▶ **Stated task**
Write the data out again, character for character, with no images.

Stored data entries
(begin)
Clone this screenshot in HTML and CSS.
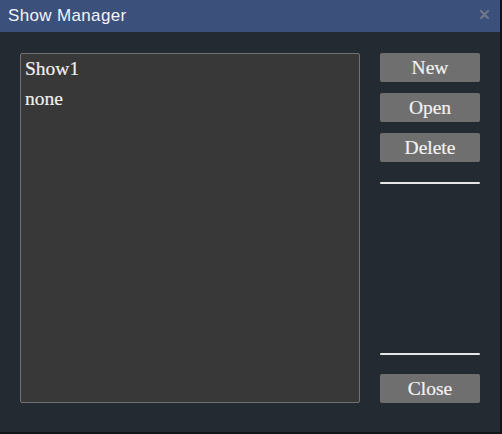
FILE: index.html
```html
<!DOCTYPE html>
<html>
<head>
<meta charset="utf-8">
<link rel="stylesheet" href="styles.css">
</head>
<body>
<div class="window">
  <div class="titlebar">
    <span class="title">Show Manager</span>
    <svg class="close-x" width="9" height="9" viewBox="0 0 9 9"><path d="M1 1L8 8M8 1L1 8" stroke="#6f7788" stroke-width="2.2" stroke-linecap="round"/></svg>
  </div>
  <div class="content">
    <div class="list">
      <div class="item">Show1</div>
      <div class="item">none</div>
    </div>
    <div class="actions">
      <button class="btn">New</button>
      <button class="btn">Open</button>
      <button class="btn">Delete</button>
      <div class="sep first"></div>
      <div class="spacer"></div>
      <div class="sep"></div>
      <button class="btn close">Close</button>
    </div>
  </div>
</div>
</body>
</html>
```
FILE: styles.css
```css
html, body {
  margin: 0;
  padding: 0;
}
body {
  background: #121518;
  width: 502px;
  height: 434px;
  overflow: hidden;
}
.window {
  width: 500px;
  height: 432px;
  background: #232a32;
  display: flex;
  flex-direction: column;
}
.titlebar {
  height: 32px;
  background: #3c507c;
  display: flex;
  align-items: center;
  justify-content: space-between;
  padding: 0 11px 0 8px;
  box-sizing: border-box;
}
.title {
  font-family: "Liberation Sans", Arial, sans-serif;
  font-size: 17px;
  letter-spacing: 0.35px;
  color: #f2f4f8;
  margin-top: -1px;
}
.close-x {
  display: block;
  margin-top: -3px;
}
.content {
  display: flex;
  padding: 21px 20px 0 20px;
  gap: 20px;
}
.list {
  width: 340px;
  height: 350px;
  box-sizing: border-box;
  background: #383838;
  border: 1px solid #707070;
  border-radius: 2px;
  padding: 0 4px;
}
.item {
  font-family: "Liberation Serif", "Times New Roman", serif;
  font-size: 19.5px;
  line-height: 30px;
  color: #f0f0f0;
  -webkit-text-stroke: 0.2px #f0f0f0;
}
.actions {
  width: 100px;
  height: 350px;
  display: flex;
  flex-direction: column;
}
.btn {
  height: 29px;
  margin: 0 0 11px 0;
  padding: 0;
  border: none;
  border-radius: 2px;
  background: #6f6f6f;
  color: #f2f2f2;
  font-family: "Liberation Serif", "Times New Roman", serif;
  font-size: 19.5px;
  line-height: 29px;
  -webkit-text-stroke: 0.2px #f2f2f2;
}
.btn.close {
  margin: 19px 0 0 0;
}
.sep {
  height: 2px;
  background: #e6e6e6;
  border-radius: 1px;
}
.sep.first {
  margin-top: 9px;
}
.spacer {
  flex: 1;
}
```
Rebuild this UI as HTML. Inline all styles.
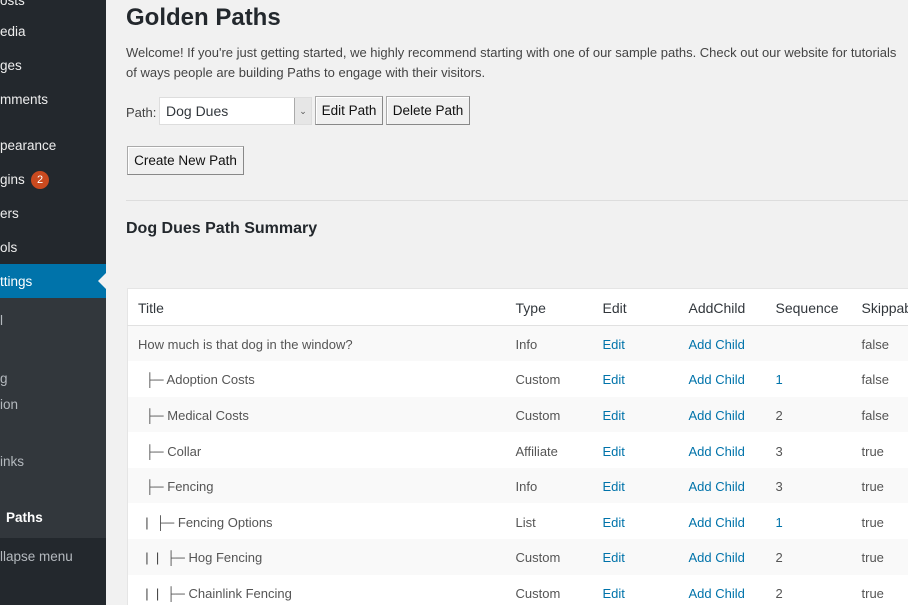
(end)
▶ **Output of the task**
Clone this screenshot in HTML and CSS.
FILE: index.html
```html
<!DOCTYPE html>
<html>
<head>
<meta charset="utf-8">
<link rel="stylesheet" href="styles.css">
</head>
<body>
<div class="window">
  <div class="titlebar">
    <span class="title">Show Manager</span>
    <svg class="close-x" width="9" height="9" viewBox="0 0 9 9"><path d="M1 1L8 8M8 1L1 8" stroke="#6f7788" stroke-width="2.2" stroke-linecap="round"/></svg>
  </div>
  <div class="content">
    <div class="list">
      <div class="item">Show1</div>
      <div class="item">none</div>
    </div>
    <div class="actions">
      <button class="btn">New</button>
      <button class="btn">Open</button>
      <button class="btn">Delete</button>
      <div class="sep first"></div>
      <div class="spacer"></div>
      <div class="sep"></div>
      <button class="btn close">Close</button>
    </div>
  </div>
</div>
</body>
</html>
```
FILE: styles.css
```css
html, body {
  margin: 0;
  padding: 0;
}
body {
  background: #121518;
  width: 502px;
  height: 434px;
  overflow: hidden;
}
.window {
  width: 500px;
  height: 432px;
  background: #232a32;
  display: flex;
  flex-direction: column;
}
.titlebar {
  height: 32px;
  background: #3c507c;
  display: flex;
  align-items: center;
  justify-content: space-between;
  padding: 0 11px 0 8px;
  box-sizing: border-box;
}
.title {
  font-family: "Liberation Sans", Arial, sans-serif;
  font-size: 17px;
  letter-spacing: 0.35px;
  color: #f2f4f8;
  margin-top: -1px;
}
.close-x {
  display: block;
  margin-top: -3px;
}
.content {
  display: flex;
  padding: 21px 20px 0 20px;
  gap: 20px;
}
.list {
  width: 340px;
  height: 350px;
  box-sizing: border-box;
  background: #383838;
  border: 1px solid #707070;
  border-radius: 2px;
  padding: 0 4px;
}
.item {
  font-family: "Liberation Serif", "Times New Roman", serif;
  font-size: 19.5px;
  line-height: 30px;
  color: #f0f0f0;
  -webkit-text-stroke: 0.2px #f0f0f0;
}
.actions {
  width: 100px;
  height: 350px;
  display: flex;
  flex-direction: column;
}
.btn {
  height: 29px;
  margin: 0 0 11px 0;
  padding: 0;
  border: none;
  border-radius: 2px;
  background: #6f6f6f;
  color: #f2f2f2;
  font-family: "Liberation Serif", "Times New Roman", serif;
  font-size: 19.5px;
  line-height: 29px;
  -webkit-text-stroke: 0.2px #f2f2f2;
}
.btn.close {
  margin: 19px 0 0 0;
}
.sep {
  height: 2px;
  background: #e6e6e6;
  border-radius: 1px;
}
.sep.first {
  margin-top: 9px;
}
.spacer {
  flex: 1;
}
```
Rebuild this UI as HTML. Inline all styles.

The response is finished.